Además, casualmente el establecimiento donde hemos recalado resulta ser un
pequeño hotel familiar así que no se lo piensa dos veces y reserva una
habitación. A mí me parece un poco prematuro parar pero, en pocas palabras,
J.B. me dejó caer que hay saborear los buenos momentos y dejar a un lado las
prisas, y para botón de muestra su accidente cardiovascular.
En ese momento se me representa
la típica imagen del ángel y el demonio dando consejos opuestos: por una parte
las piernas quieren algo más de guerra pero la compañía es muy grata. Insisten
en que me quede y les respondo que de momento vamos a comer juntos y luego ya
decidiré qué hago.
El salón del restaurante está
ocupado casi en su totalidad por operarios de las obras del AVE, señal de que
el menú no debe de estar mal. Y pasó lo que tenía que pasar: primer y segundo
plato, generosamente regado con vino con casera (un gran descubrimiento para
Henry y un crimen para la gaseosa según Jean Baptiste), postre, licor de
hierbas y café acabaron por doblegar mis ansias de continuar. Uno que es
facilón…
A pesar de ser viernes y víspera
de feria en el pueblo (si llego a salir de Sevilla dos días más tarde hubiese
acabado haciendo la Via de la Fiestas) todavía queda alguna habitación libre,
tipo buhardilla. Pequeña pero bien equipada. Poco más de veinte euros lavado de
ropa incluído. Todo un lujo a estas alturas.

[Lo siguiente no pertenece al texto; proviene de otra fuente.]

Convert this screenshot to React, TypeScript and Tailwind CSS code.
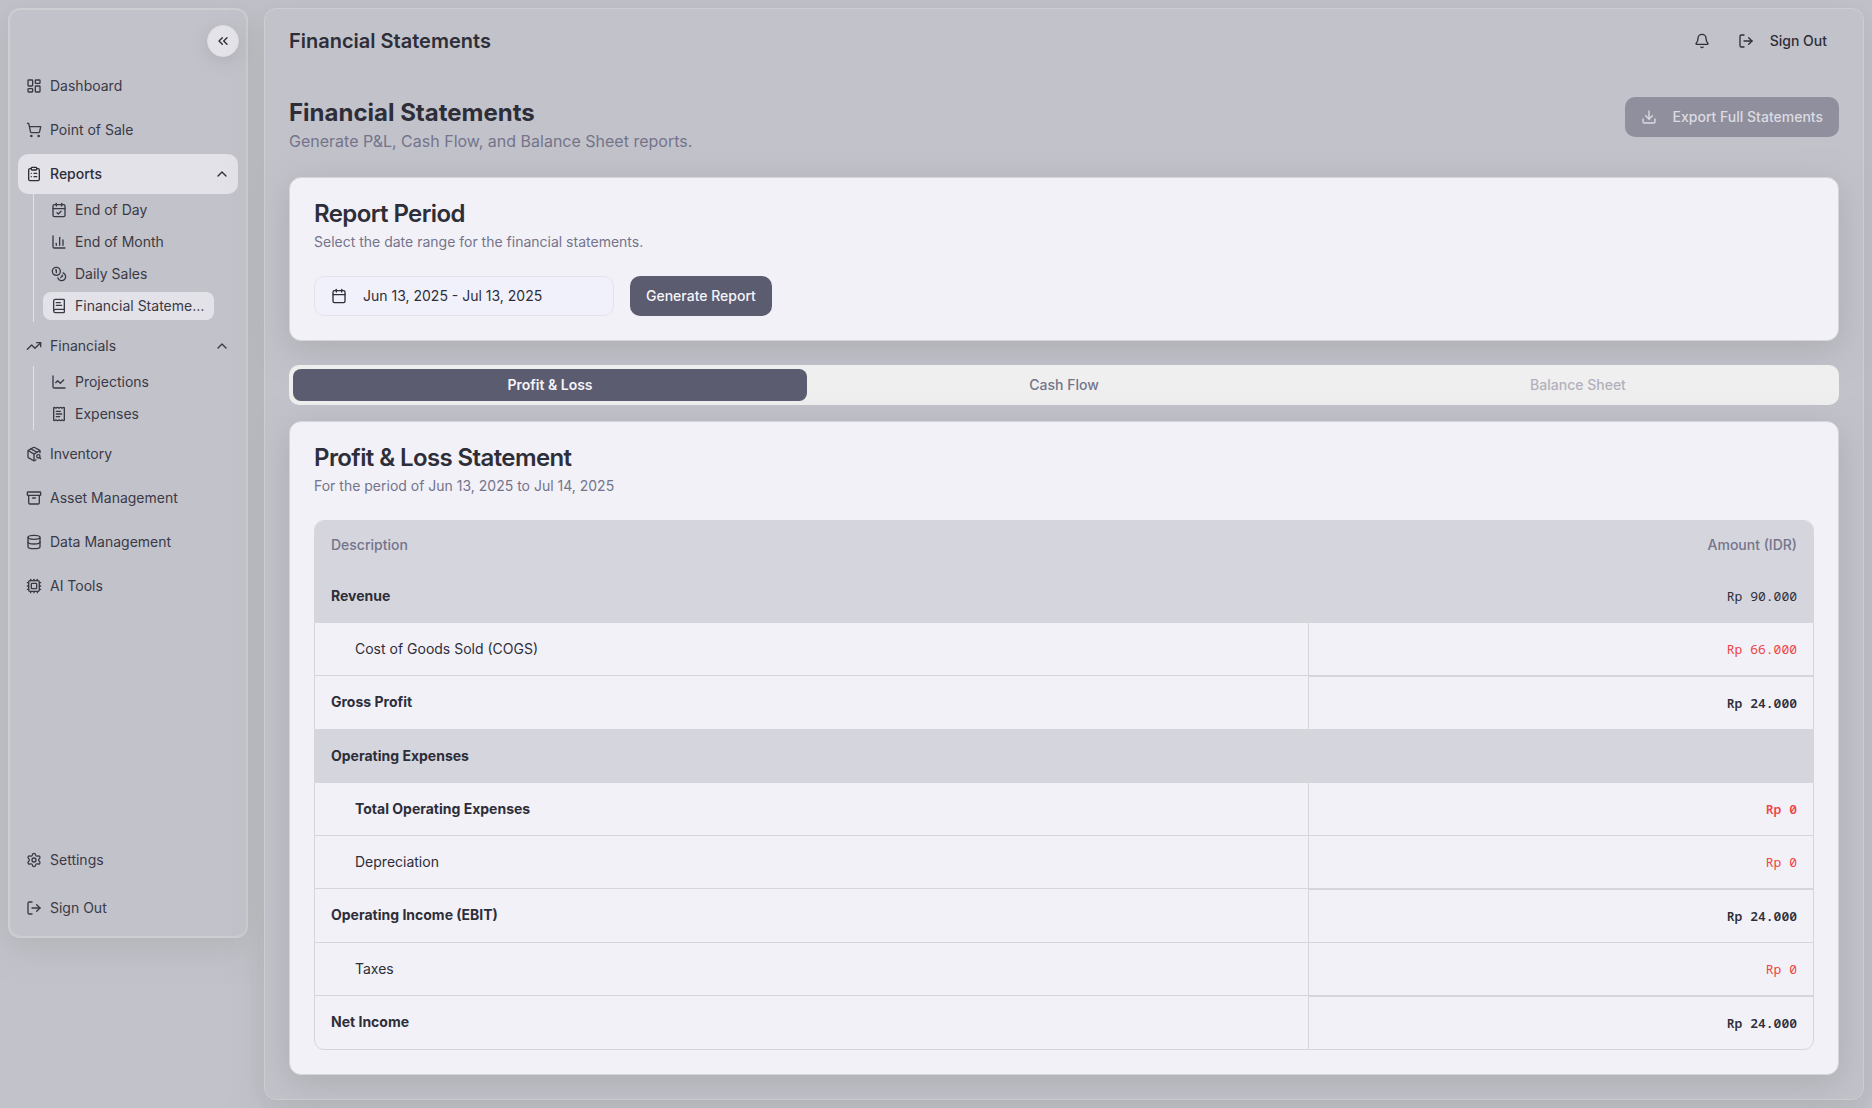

Aquella tarde fue la primera vez
que coincidí con Santi, un fornido salmantino que hoy reanudaba la Vía de la
Plata desde Zamora, que había iniciado el fin de semana anterior en Salamanca
de una forma muy bonita: en compañía de su hija de doce años, que quería hacer
una parte del camino. Me contó que la niña tenía el trasero resentido, cosa
normal, pero que no se quejaba. Le decía una y otra vez a su padre que “no
quería fallarle”. Una de esas vivencias que se quedan grabadas para toda la
vida.
Durante la cena me encontré en el
bar del hotel con dos viejos conocidos: los dos alemanes. Pensaba que estarían
más adelantados pero me explicaron que se habían quedado dos días en Salamanca.
Vamos, que no se estaban perdiendo ningún detalle de la ruta.